Generating a Graphmart Data Profile

Similar to generating a data profile for a dataset, you can profile a graphmart, which may include multiple datasets. When metrics are generated for graphmarts, Anzo profiles the data that results from all of the enabled layers and reports metrics for the classes and properties in the model as well as statistics about the values for the properties. Generating a graphmart profile helps users perform data discovery, assess the quality of the data, and decide on the types of analytics to perform.

To generate a graphmart data profile, AnzoGraph must be online. If you have dynamic AnzoGraph deployments enabled, AnzoGraph will be provisioned automatically when the profile is generated.

  1. In the Anzo application, expand the Blend menu and click Graphmarts. Anzo displays a list of the existing graphmarts. For example:

  2. On the Graphmarts screen, click the name of the graphmart for which you want to generate metrics.
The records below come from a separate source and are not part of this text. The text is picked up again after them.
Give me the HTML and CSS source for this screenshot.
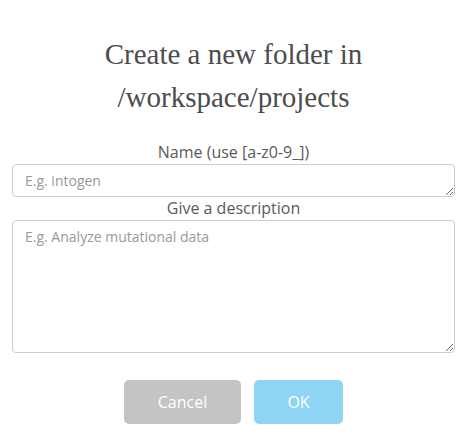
FILE: index.html
```html
<!DOCTYPE html>
<html>
<head>
<meta charset="utf-8">
<link rel="stylesheet" href="styles.css">
</head>
<body>
<div class="dialog">
  <h1 class="title">Create a new folder in<br>/workspace/projects</h1>
  <form class="form">
    <label class="label" for="name">Name (use [a-z0-9_])</label>
    <textarea id="name" class="field field-name" rows="1" placeholder="E.g. intogen"></textarea>
    <label class="label" for="desc">Give a description</label>
    <textarea id="desc" class="field field-desc" placeholder="E.g. Analyze mutational data"></textarea>
    <div class="actions">
      <button type="button" class="btn btn-cancel">Cancel</button>
      <button type="button" class="btn btn-ok">OK</button>
    </div>
  </form>
</div>
</body>
</html>
```
FILE: styles.css
```css
html, body {
  margin: 0;
  padding: 0;
  background: #ffffff;
}
.dialog {
  padding: 0 12px;
  font-family: "Open Sans", sans-serif;
  color: #555555;
}
.title {
  margin: 33px 0 0 0;
  font-family: "Liberation Serif", serif;
  font-weight: normal;
  font-size: 29px;
  line-height: 43px;
  text-align: center;
  color: #4d4d4d;
}
.form {
  display: flex;
  flex-direction: column;
  margin-top: 22px;
}
.label {
  display: block;
  text-align: center;
  font-size: 16px;
  line-height: 22px;
  color: #5a5a5a;
}
.field {
  display: block;
  box-sizing: border-box;
  width: 100%;
  margin: 1px 0 0 0;
  padding: 6px 12px;
  border: 1px solid #cccccc;
  border-radius: 4px;
  font-family: "Open Sans", sans-serif;
  font-size: 14px;
  line-height: 19px;
  color: #555555;
  background: #ffffff;
}
.field::placeholder {
  color: #999999;
}
.field-name {
  height: 33px;
}
.field-desc {
  height: 133px;
}
.actions {
  display: flex;
  justify-content: center;
  gap: 13px;
  margin-top: 27px;
}
.btn {
  height: 44px;
  border: none;
  border-radius: 5px;
  font-family: "Open Sans", sans-serif;
  font-size: 16px;
  color: #ffffff;
  cursor: pointer;
}
.btn-cancel {
  width: 117px;
  background: #c4c4c4;
}
.btn-ok {
  width: 89px;
  background: #8dd4f5;
}
```
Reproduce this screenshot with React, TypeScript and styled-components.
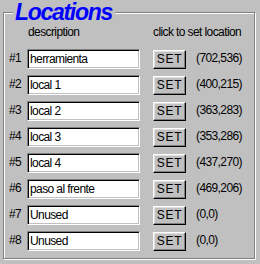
import styled, { createGlobalStyle } from 'styled-components';

const GlobalStyle = createGlobalStyle`
  html, body {
    margin: 0;
    padding: 0;
    background: #c0c0c0;
  }
  body {
    font-family: "Liberation Sans", Arial, sans-serif;
    font-size: 12px;
    letter-spacing: -0.6px;
    color: #000;
  }
`;

const LOCATIONS = [
  { description: 'herramienta', coords: '(702,536)' },
  { description: 'local 1', coords: '(400,215)' },
  { description: 'local 2', coords: '(363,283)' },
  { description: 'local 3', coords: '(353,286)' },
  { description: 'local 4', coords: '(437,270)' },
  { description: 'paso al frente', coords: '(469,206)' },
  { description: 'Unused', coords: '(0,0)' },
  { description: 'Unused', coords: '(0,0)' },
];

const Page = styled.div`
  width: 260px;
  height: 264px;
  padding: 0 5px 0 3px;
  box-sizing: border-box;
`;

const GroupBox = styled.fieldset`
  margin: 0;
  min-width: 0;
  padding: 1px 0 7px 5px;
  border: 1px solid #808080;
  box-shadow: inset 1px 1px 0 #fff, 1px 1px 0 #fff;
  height: 259px;
  box-sizing: border-box;
`;

const Title = styled.legend`
  margin-left: 4px;
  padding: 0 3px 0 2px;
  background: #c0c0c0;
  font-weight: bold;
  font-style: italic;
  font-size: 23px;
  line-height: 24px;
  letter-spacing: -1.3px;
  color: #0000ff;
`;

const Header = styled.div`
  display: flex;
  height: 14px;
  line-height: 14px;
  margin-bottom: 10px;
`;

const HeaderCell = styled.span<{ $offset: number; $width?: number }>`
  margin-left: ${(p) => p.$offset}px;
  width: ${(p) => (p.$width ? `${p.$width}px` : 'auto')};
  white-space: nowrap;
`;

const Rows = styled.div`
  display: flex;
  flex-direction: column;
  gap: 6px;
`;

const Row = styled.div`
  display: flex;
  align-items: center;
  height: 20px;
`;

const Index = styled.span`
  width: 18px;
  margin-top: -2px;
`;

const TextField = styled.input`
  width: 113px;
  height: 20px;
  box-sizing: border-box;
  margin: 0;
  padding: 0 2px 0 2px;
  font: inherit;
  letter-spacing: inherit;
  color: #000;
  background: #fff;
  border: 1px solid;
  border-color: #808080 #fff #fff #808080;
  box-shadow: inset 1px 1px 0 #000, inset -1px -1px 0 #c0c0c0;
  outline: none;
`;

const SetButton = styled.button`
  width: 33px;
  height: 19px;
  margin: 0 0 0 13px;
  padding: 0;
  box-sizing: border-box;
  font: inherit;
  color: #000;
  letter-spacing: 0.8px;
  background: #c0c0c0;
  border: 1px solid;
  border-color: #fff #000 #000 #fff;
  box-shadow: inset -1px -1px 0 #808080, inset 1px 1px 0 #dfdfdf;
`;

const Coords = styled.span`
  margin-left: 10px;
  margin-top: -3px;
  white-space: nowrap;
`;

export default function App() {
  return (
    <Page>
      <GlobalStyle />
      <GroupBox>
        <Title>Locations</Title>
        <Header>
          <HeaderCell $offset={19} $width={125}>description</HeaderCell>
          <HeaderCell $offset={0}>click to set location</HeaderCell>
        </Header>
        <Rows>
          {LOCATIONS.map((item, index) => (
            <Row key={index}>
              <Index>#{index + 1}</Index>
              <TextField defaultValue={item.description} />
              <SetButton>SET</SetButton>
              <Coords>{item.coords}</Coords>
            </Row>
          ))}
        </Rows>
      </GroupBox>
    </Page>
  );
}
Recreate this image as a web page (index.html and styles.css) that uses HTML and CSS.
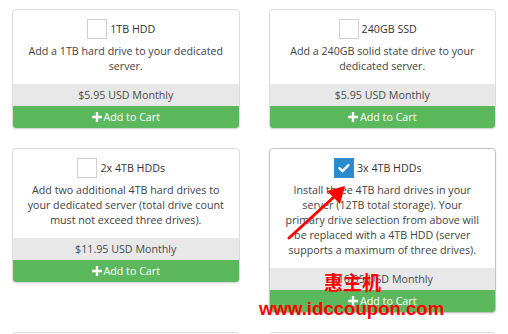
FILE: index.html
```html
<!DOCTYPE html>
<html>
<head>
<meta charset="utf-8">
<link rel="stylesheet" href="styles.css">
</head>
<body>
<div class="page">
  <div class="grid">
    <div class="card">
      <div class="head"><span class="cb"></span><span class="title">1TB HDD</span></div>
      <p class="desc">Add a 1TB hard drive to your dedicated server.</p>
      <div class="price">$5.95 USD Monthly</div>
      <div class="btn"><svg class="plus" viewBox="0 0 10 10"><path d="M3.8 0h2.4v3.8H10v2.4H6.2V10H3.8V6.2H0V3.8h3.8z"/></svg>Add to Cart</div>
    </div>
    <div class="card">
      <div class="head"><span class="cb"></span><span class="title">240GB SSD</span></div>
      <p class="desc">Add a 240GB solid state drive to your dedicated server.</p>
      <div class="price">$5.95 USD Monthly</div>
      <div class="btn"><svg class="plus" viewBox="0 0 10 10"><path d="M3.8 0h2.4v3.8H10v2.4H6.2V10H3.8V6.2H0V3.8h3.8z"/></svg>Add to Cart</div>
    </div>
    <div class="card">
      <div class="head"><span class="cb"></span><span class="title">2x 4TB HDDs</span></div>
      <p class="desc">Add two additional 4TB hard drives to your dedicated server (total drive count must not exceed three drives).</p>
      <div class="price">$11.95 USD Monthly</div>
      <div class="btn"><svg class="plus" viewBox="0 0 10 10"><path d="M3.8 0h2.4v3.8H10v2.4H6.2V10H3.8V6.2H0V3.8h3.8z"/></svg>Add to Cart</div>
    </div>
    <div class="card selected">
      <div class="head"><span class="cb checked"><svg viewBox="0 0 20 20"><path d="M5.5 10.2l3 3 6-6" fill="none" stroke="#fff" stroke-width="2.4" stroke-linecap="round" stroke-linejoin="round"/></svg></span><span class="title">3x 4TB HDDs</span></div>
      <p class="desc">Install three 4TB hard drives in your server (12TB total storage). Your<br>primary drive selection from above will be replaced with a 4TB HDD (server supports a maximum of three drives).</p>
      <div class="price">$16.95 USD Monthly</div>
      <div class="btn"><svg class="plus" viewBox="0 0 10 10"><path d="M3.8 0h2.4v3.8H10v2.4H6.2V10H3.8V6.2H0V3.8h3.8z"/></svg>Add to Cart</div>
    </div>
    <div class="card blank"></div>
    <div class="card blank"></div>
  </div>
  <svg class="arrow" viewBox="0 0 508 334" width="508" height="334">
    <line x1="289" y1="238" x2="335" y2="196" stroke="#f00" stroke-width="3" stroke-linecap="round"/>
    <polygon points="345,186 327,191 340,204" fill="#f00"/>
  </svg>
  <div class="mark-cn">惠主机</div>
  <div class="mark-url">www.idccoupon.com</div>
</div>
</body>
</html>
```
FILE: styles.css
```css
html, body {
  margin: 0;
  padding: 0;
  overflow: hidden;
  background: #fff;
}
.page {
  position: relative;
  width: 508px;
  height: 334px;
  font-family: "Open Sans", "Liberation Sans", sans-serif;
  font-size: 10.7px;
  color: #444;
}
.grid {
  display: grid;
  grid-template-columns: 1fr 1fr;
  column-gap: 29px;
  row-gap: 19px;
  padding: 9px 12px 0;
  align-items: start;
}
.card {
  border: 1px solid #dcdcdc;
  border-radius: 4px;
  overflow: hidden;
  background: #fff;
  box-shadow: 0 1px 1px rgba(0,0,0,0.06);
}
.card.selected {
  border-color: #c4c4c4;
  box-shadow: 0 1px 2px rgba(0,0,0,0.12);
}
.card.blank { height: 120px; }
.head {
  display: flex;
  justify-content: center;
  align-items: center;
  gap: 3px;
  padding: 9px 9px 0 0;
  height: 20px;
}
.cb {
  width: 18px;
  height: 18px;
  border: 1px solid #cfcfcf;
  background: #fff;
  display: flex;
}
.cb.checked {
  width: 20px;
  height: 20px;
  border: 0;
  background: #2b8ccd;
}
.cb svg { width: 20px; height: 20px; }
.title {
  color: #333;
  line-height: 20px;
}
.desc {
  margin: 5px 0 0;
  padding: 0 10px 10px;
  line-height: 15px;
  text-align: center;
  color: #444;
}
.price {
  background: #e8e8e8;
  height: 22px;
  line-height: 22px;
  text-align: center;
  color: #4a4a4a;
}
.btn {
  background: #5cb85c;
  height: 22px;
  line-height: 22px;
  color: #fff;
  text-align: center;
  display: flex;
  justify-content: center;
  align-items: center;
  gap: 2px;
}
.plus {
  width: 10px;
  height: 10px;
  fill: #fff;
}
.arrow {
  position: absolute;
  left: 0;
  top: 0;
  pointer-events: none;
}
.mark-cn {
  position: absolute;
  left: 324px;
  top: 270px;
  font-family: "Noto Sans CJK SC", sans-serif;
  font-weight: 700;
  font-size: 19px;
  line-height: 24px;
  color: #f00;
}
.mark-url {
  position: absolute;
  left: 259px;
  top: 297px;
  font-family: "Liberation Sans", Arial, sans-serif;
  font-weight: 700;
  font-size: 18.6px;
  line-height: 24px;
  color: #f00;
}
```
Anzo displays the Overview for that graphmart. For example:

  3. Click the Explore tab.

  4. If necessary, activate the graphmart, and then click the Profile Data button on the left side of the screen. The Data Profile dialog box is displayed:

  5. On the Data Profile screen, choose the Profiling Method to use. The Primary method focuses on data quality type analysis. The Advanced method includes the Primary data quality analytics plus several advanced metrics for deeper data discovery and analysis. For details about the Primary and Advanced metrics, see Data Profiling Metrics.

    To run the Advanced metrics, the optional AnzoGraph C++ extensions and dependencies must be installed. If you use dynamic, K8s-based deployments of AnzoGraph, the extensions are included. If you installed a static AnzoGraph instance with the installer, the C++ extensions are optional and are only installed if yes was specified for the Do you want to install C++ UDXs packaged with AnzoGraph DB? prompt. For information about the C++ dependencies, see Install the Optional C++ Extension Dependencies.

  6. Click Run Profiling to start generating the profile. The process may take several minutes, especially for large volumes of data. You can check the status of the process in the Activity Log. The Activity Log also presents the option to stop the profiling process by clicking Cancel under the progress bar for the task. For example:

  7. Once the profiling is complete, the Profile Metrics panel is expanded on the Explore tab. To populate the panel, click a class or property in the Ontology or a class in the graph view in the middle of the screen. For example:

    You can click the Expand icon () on the right side of the screen to collapse the graph view and expand the metrics view.

For more information about the metrics that are displayed, see Data Profiling Metrics. For information about data profiling for datasets and data sources, see Generating a Dataset Data Profile and Generating a Source Data Profile.